Hack Day chairs: Tom Baker and Andra Waagmeester
See https://github.com/dcmi/hackday
This year's Hack Day focuses on Application Profiles, FAIR data principles, Wikidata, and Wikibase. See the Hack Day page for further details.
You are invited to submit pitches related to these or any other metadata-related topics of interest by posting to a submission form or by directly editing this page.
Over the past 350 years, the French scientific journal Comptes Rendus has undergone complex structural changes. Some have that if we could successfully model its changing structure in a custom Wikibase, this would prove that Wikibase can be a backbone of a library catalog system.
Pitch: Let's take the bait and try to model Comptes Rendus.

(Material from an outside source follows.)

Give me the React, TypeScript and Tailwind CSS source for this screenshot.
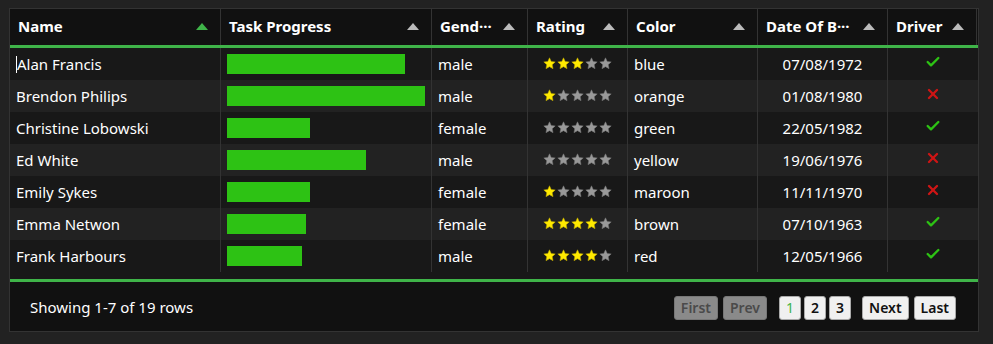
import { Check, X } from "lucide-react";

interface Person {
  name: string;
  progress: number;
  gender: string;
  rating: number;
  color: string;
  dob: string;
  driver: boolean;
}

const ROWS: Person[] = [
  { name: "Alan Francis", progress: 90, gender: "male", rating: 3, color: "blue", dob: "07/08/1972", driver: true },
  { name: "Brendon Philips", progress: 100, gender: "male", rating: 1, color: "orange", dob: "01/08/1980", driver: false },
  { name: "Christine Lobowski", progress: 42, gender: "female", rating: 0, color: "green", dob: "22/05/1982", driver: true },
  { name: "Ed White", progress: 70, gender: "male", rating: 0, color: "yellow", dob: "19/06/1976", driver: false },
  { name: "Emily Sykes", progress: 42, gender: "female", rating: 1, color: "maroon", dob: "11/11/1970", driver: false },
  { name: "Emma Netwon", progress: 40, gender: "female", rating: 4, color: "brown", dob: "07/10/1963", driver: true },
  { name: "Frank Harbours", progress: 38, gender: "male", rating: 4, color: "red", dob: "12/05/1966", driver: true },
];

const COLS = [
  { title: "Name", sorted: true },
  { title: "Task Progress" },
  { title: "Gend···" },
  { title: "Rating" },
  { title: "Color" },
  { title: "Date Of B···" },
  { title: "Driver" },
];

const GRID = "grid grid-cols-[211px_211px_96px_100px_130px_130px_89px]";

function SortArrow({ active }: { active?: boolean }) {
  return (
    <svg width="12" height="7" viewBox="0 0 12 7" className="shrink-0">
      <polygon points="6,0 12,7 0,7" fill={active ? "#3fb449" : "#bbbbbb"} />
    </svg>
  );
}

function Star({ on }: { on: boolean }) {
  return (
    <svg width="13" height="13" viewBox="0 0 24 24">
      <polygon
        points="12,1.5 15.1,8.3 22.5,9.1 17,14.1 18.5,21.5 12,17.8 5.5,21.5 7,14.1 1.5,9.1 8.9,8.3"
        fill={on ? "#ffea00" : "#999999"}
        stroke={on ? "#c1ab00" : "#777"}
        strokeWidth="1"
      />
    </svg>
  );
}

function PageBtn({ label, disabled, active }: { label: string; disabled?: boolean; active?: boolean }) {
  let tone = "bg-[#f0f0f0] border-[#aaa] text-[#111] font-semibold";
  if (disabled) tone = "bg-[#8a8a8a] border-[#777] text-[#4a4a4a] font-semibold";
  if (active) tone = "bg-[#f0f0f0] border-[#aaa] text-[#3fb449] font-normal";
  return (
    <span className={`h-[24px] px-[6px] flex items-center rounded-[3px] border text-[14px] ${tone}`}>
      {label}
    </span>
  );
}

export default function App() {
  return (
    <div className="w-[993px] h-[344px] bg-[#222] pt-[8px] pl-[9px] font-['Noto_Sans',sans-serif] text-[15px]">
      <div className="w-[970px] border border-[#333] bg-[#181818]">
        {/* cabeçalho */}
        <div className={`${GRID} bg-[#111] h-[39px] border-b-[3px] border-[#3fb449]`}>
          {COLS.map((c) => (
            <div
              key={c.title}
              className="flex items-center justify-between px-[8px] pb-[1px] border-r border-[#333] text-white font-bold"
            >
              <span className="whitespace-nowrap">{c.title}</span>
              <span className="mr-[4px]">
                <SortArrow active={c.sorted} />
              </span>
            </div>
          ))}
        </div>

        {/* linhas */}
        {ROWS.map((r, i) => (
          <div key={r.name} className={`${GRID} h-[32px] ${i % 2 === 0 ? "bg-[#181818]" : "bg-[#222]"} text-white`}>
            <div className="flex items-center px-[6px] border-r border-[#333]">
              {i === 0 && <span className="w-px h-[17px] bg-white" />}
              {r.name}
            </div>
            <div className="flex items-center px-[6px] border-r border-[#333]">
              <div className="h-[20px] bg-[#2dc214]" style={{ width: `${r.progress}%` }} />
            </div>
            <div className="flex items-center px-[6px] border-r border-[#333]">{r.gender}</div>
            <div className="flex items-center justify-center gap-[1px] pb-[2px] border-r border-[#333]">
              {[0, 1, 2, 3, 4].map((s) => (
                <Star key={s} on={s < r.rating} />
              ))}
            </div>
            <div className="flex items-center px-[6px] border-r border-[#333]">{r.color}</div>
            <div className="flex items-center justify-center border-r border-[#333]">{r.dob}</div>
            <div className="flex items-center justify-center pb-[4px]">
              {r.driver ? (
                <Check size={16} strokeWidth={3.5} color="#2dc214" />
              ) : (
                <X size={16} strokeWidth={3.5} color="#ce1515" />
              )}
            </div>
          </div>
        ))}
        <div className="h-[7px] bg-[#181818]" />

        {/* rodapé */}
        <div className="h-[52px] bg-[#111] border-t-[3px] border-[#3fb449] flex items-center justify-between pl-[20px] pr-[22px] pt-[2px]">
          <span className="text-white">Showing 1-7 of 19 rows</span>
          <div className="flex items-center">
            <div className="flex gap-[5px]">
              <PageBtn label="First" disabled />
              <PageBtn label="Prev" disabled />
            </div>
            <div className="flex gap-[3px] ml-[12px]">
              <PageBtn label="1" active />
              <PageBtn label="2" />
              <PageBtn label="3" />
            </div>
            <div className="flex gap-[5px] ml-[11px]">
              <PageBtn label="Next" />
              <PageBtn label="Last" />
            </div>
          </div>
        </div>
      </div>
    </div>
  );
}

Shape Expressions (ShEx) is a language for formally expressing application profiles. In May 2019, Wikidata released a schema extension, which allows collaborative editing of application profiles on the underlying Mediawiki platform. Yet ShEx has a steep learning curve that can seem like a insurmountable barrier to potential profile creators. Might that barrier be lowered by a graphical interface that both renders the profiles and allows the profiles to be edited by authors?
Pitch: Let's explore ways to build such tools, starting with existing tools such as Jupyter Notebooks, Cytoscape, and yEd Graphical Editor.
Application profiles can be defined using the Shape Expression language. Currently doing so requires a cascade of different tools and resources. JupyterLab is a web-based interactive development environment for Jupyter notebooks, code, and data.
Pitch: Let's develop an example notebook for ShEx-based application profiles.
The Wikidata project now supports the creation, discussion, and maintenance of Entity Schemas (aka application profiles) in ShEx. In this new context, application profiles are not just static documents but, like the underlying data, may continually evolve.
Pitch: Let's look at how Entity Schemas fit into the Wikidata ecosystem, both as version-controlled snapshots and as living documents.
RDFShape, a generic RDF validation tool, can extract (or "infer") a ShEx validation schema, or "application profile", for a given set of data and generate a visualization of that schema. Could RDFShape help data scientists leverage existing Wikidata entity schemas and infer new schemas in support of data analysis using popular languages such as R?
Pitch: Let's try to fit schema generation and visualization tools into workflows for data analysis using R.
Can we generate an exhaustive list of tools available applicable to Application profiles and their use cases.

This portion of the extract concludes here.